Specific to the building/home improvement category, health ranked first on consumers’ list of decision influencers. Claims that addressed health concerns (e.g., toxic materials and indoor air quality) were consistently rated more important for purchase influence, perceived value, and positive brand impact than other claims. In light of recent media coverage about alleged problems with Lumber Liquidators' flooring, consumer demand for healthy homes will most certainly rise in the near future.

Furthermore, 58% of the consumers surveyed said they would pay up to 10% more for a product with a third-party green certification and in the home improvement category, willingness to pay 10% more was most influenced by claims about air quality/VOCs/chemical exposure (Seventy-two percent said they would pay more for a product with a certification related to those health-impacting factors). 

The top claims that supported a purchase decision and a 10% price premium included reduced chemical emissions certifications like UL GREENGUARD Certification and CRI Green Label Plus certification.  While this doesn’t necessarily mean that manufacturers should charge a price premium, it definitely indicates a purchasing and brand preference for those products. Clearly, third-party certifications help establish the legitimacy of green claims. Consumers prefer them because, while consumers are concerned about indoor air quality, they are not often familiar with industry terminology. Certifications are often the only way they can evaluate whether a product is worthy. (Click here to access UL Environment's Sustainable Product Guide, a free resource that helps builders source certified products to meet specific building needs.)

UL Environment’s study clearly shows that there is a high level of interest in products that limit poor IAQ and have the potential to reduce chemical exposure in the home. But the data also show that while consumers selected many third-party certified green claims, some of those certified claims were found to be misleading or confusing. Many of the current claims about VOCs and air quality may suffer from too much science. For example, consumers hated the legitimate home improvement product claim “maximum VOC: 50g/L (0.42 lbs/gal)”: it landed at the top of the “most confusing/misleading” list and the “negative impact on brand perception” list. Of those who said it was confusing, 81% didn’t know what it meant, and 20% said it was too complicated. What consumers are really looking for are certifications and labels that are not only trustworthy and relevant but also clear and easy to understand. 

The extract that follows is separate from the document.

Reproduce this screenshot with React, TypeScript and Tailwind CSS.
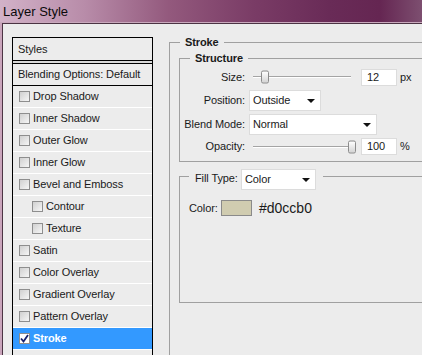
import React from "react";

const styleRows = [
  { label: "Drop Shadow" },
  { label: "Inner Shadow" },
  { label: "Outer Glow" },
  { label: "Inner Glow" },
  { label: "Bevel and Emboss" },
  { label: "Contour", sub: true },
  { label: "Texture", sub: true },
  { label: "Satin" },
  { label: "Color Overlay" },
  { label: "Gradient Overlay" },
  { label: "Pattern Overlay" },
  { label: "Stroke", checked: true },
];

function CheckBox({ checked }: { checked?: boolean }) {
  return (
    <span
      className={`flex h-[11px] w-[11px] shrink-0 items-center justify-center border border-[#8e8e8e] ${
        checked ? "bg-white" : "bg-linear-to-br from-[#d0d0d0] to-[#f6f6f6]"
      }`}
    >
      {checked && (
        <svg width="9" height="9" viewBox="0 0 9 9">
          <path d="M1 4.5 L3.5 7.5 L8 1" fill="none" stroke="#16206e" strokeWidth="1.8" />
        </svg>
      )}
    </span>
  );
}

function Arrow() {
  return (
    <svg width="8" height="4" viewBox="0 0 8 4">
      <path d="M0 0h8L4 4z" fill="#111" />
    </svg>
  );
}

function Select({ value, width }: { value: string; width: string }) {
  return (
    <div
      className={`flex h-[21px] ${width} items-center justify-between border border-[#dcdcdc] bg-white pl-[3px] pr-[5px]`}
    >
      <span>{value}</span>
      <Arrow />
    </div>
  );
}

function Slider({ thumb }: { thumb: string }) {
  return (
    <div className="relative ml-[8px] flex h-full w-[98px] items-center">
      <div className="h-[2px] w-full border-t border-[#a4a4a4] bg-white" />
      <div
        className={`absolute top-1/2 ${thumb} h-[13px] w-[8px] -translate-y-1/2 rounded-[2px] border border-[#8c8c8c] bg-linear-to-b from-white to-[#d4d4d4]`}
      />
    </div>
  );
}

function NumberBox({ value, unit }: { value: string; unit: string }) {
  return (
    <>
      <div className="ml-[10px] flex h-[17px] w-[36px] items-center border border-[#dcdcdc] bg-white pl-[5px]">
        {value}
      </div>
      <span className="ml-[3px]">{unit}</span>
    </>
  );
}

export default function App() {
  return (
    <div
      className="flex h-[355px] w-[422px] flex-col overflow-hidden bg-[#ececec] text-[11px] leading-[13px] tracking-[-0.1px] text-[#1a1a1a]"
      style={{ fontFamily: '"Liberation Sans", Arial, sans-serif' }}
    >
      {/* title bar */}
      <div className="flex h-[23px] shrink-0 items-center border-b border-[#c9a9bd] bg-[linear-gradient(90deg,#d2b2c8_0%,#b88ca9_20%,#93597d_40%,#7a3c66_60%,#692b57_78%,#652652_90%,#7d4f70_100%)] pl-[3px]">
        <span className="text-[13px] tracking-normal text-[#0a0a0a]">Layer Style</span>
      </div>

      <div className="flex flex-1 bg-[#c9a4bb] pl-[2px]">
        <div className="flex flex-1 border-l border-t border-[#4b3343] bg-[#ececec]">
          {/* styles list */}
          <div className="ml-[9px] mt-[13px] w-[141px] shrink-0 border-l border-r border-t border-black">
            <div className="flex h-[23px] items-center border-b border-black pl-[5px]">Styles</div>
            <div className="h-[2px] bg-[#d8d8d8]" />
            <div className="flex h-[23px] items-center border-y border-black pl-[5px]">
              Blending Options: Default
            </div>
            {styleRows.map((r) => (
              <div
                key={r.label}
                className={`flex h-[22px] items-center gap-[3px] border-b border-white ${
                  r.sub ? "pl-[19px]" : "pl-[6px]"
                } ${r.checked ? "bg-[#3399ff] font-bold text-white" : ""}`}
              >
                <CheckBox checked={r.checked} />
                <span>{r.label}</span>
              </div>
            ))}
          </div>

          {/* stroke panel */}
          <fieldset className="ml-[16px] mt-[12px] min-w-0 flex-1 border-l border-t border-[#a0a0a0]">
            <legend className="ml-[10px] px-[5px] font-bold">Stroke</legend>

            <fieldset className="ml-[9px] mt-[3px] min-w-0 border-y border-l border-[#a0a0a0] pb-[6px]">
              <legend className="ml-[10px] px-[5px] font-bold">Structure</legend>
              <div className="mt-[3px] flex h-[18px] items-center">
                <span className="w-[65px] text-right">Size:</span>
                <Slider thumb="left-[8px]" />
                <NumberBox value="12" unit="px" />
              </div>
              <div className="mt-[4px] flex h-[21px] items-center">
                <span className="w-[65px] text-right">Position:</span>
                <div className="ml-[4px]">
                  <Select value="Outside" width="w-[72px]" />
                </div>
              </div>
              <div className="mt-[3px] flex h-[21px] items-center">
                <span className="w-[65px] text-right">Blend Mode:</span>
                <div className="ml-[4px]">
                  <Select value="Normal" width="w-[128px]" />
                </div>
              </div>
              <div className="mt-[3px] flex h-[17px] items-center">
                <span className="w-[65px] text-right">Opacity:</span>
                <Slider thumb="left-[95px]" />
                <NumberBox value="100" unit="%" />
              </div>
            </fieldset>

            <fieldset className="ml-[9px] mt-[7px] h-[134px] min-w-0 border-y border-l border-[#a0a0a0]">
              <legend className="ml-[9px] flex h-[14px] items-start pl-[6px] pr-[7px]">
                <span className="mt-[3px] w-[46px]">Fill Type:</span>
                <Select value="Color" width="w-[75px]" />
              </legend>
              <div className="mt-[17px] flex items-center pl-[9px]">
                <span className="w-[32px]">Color:</span>
                <div className="h-[16px] w-[31px] border border-[#8a8a8a] bg-[#d0ccb0]" />
                <span className="ml-[7px] text-[14px] tracking-normal">#d0ccb0</span>
              </div>
            </fieldset>
          </fieldset>
        </div>
      </div>
    </div>
  );
}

This hard data points to a very positive trend in green building--consumers are becoming more aware and educated on how their built environment can impact occupants but need more education on understanding and identifying credible green claims. This highlights the importance of builders and construction firms gaining a solid understanding of both the benefits to specifying and recommending third-party certified products in their building projects, and of the need to effectively communicate those green aspects of their buildings to the consumer who will be purchasing and living in those homes. Not taking advantage of the market-differentiation provided by a greener, more sustainable building project constructed and finished with certified low-emitting materials is to leave money on the table.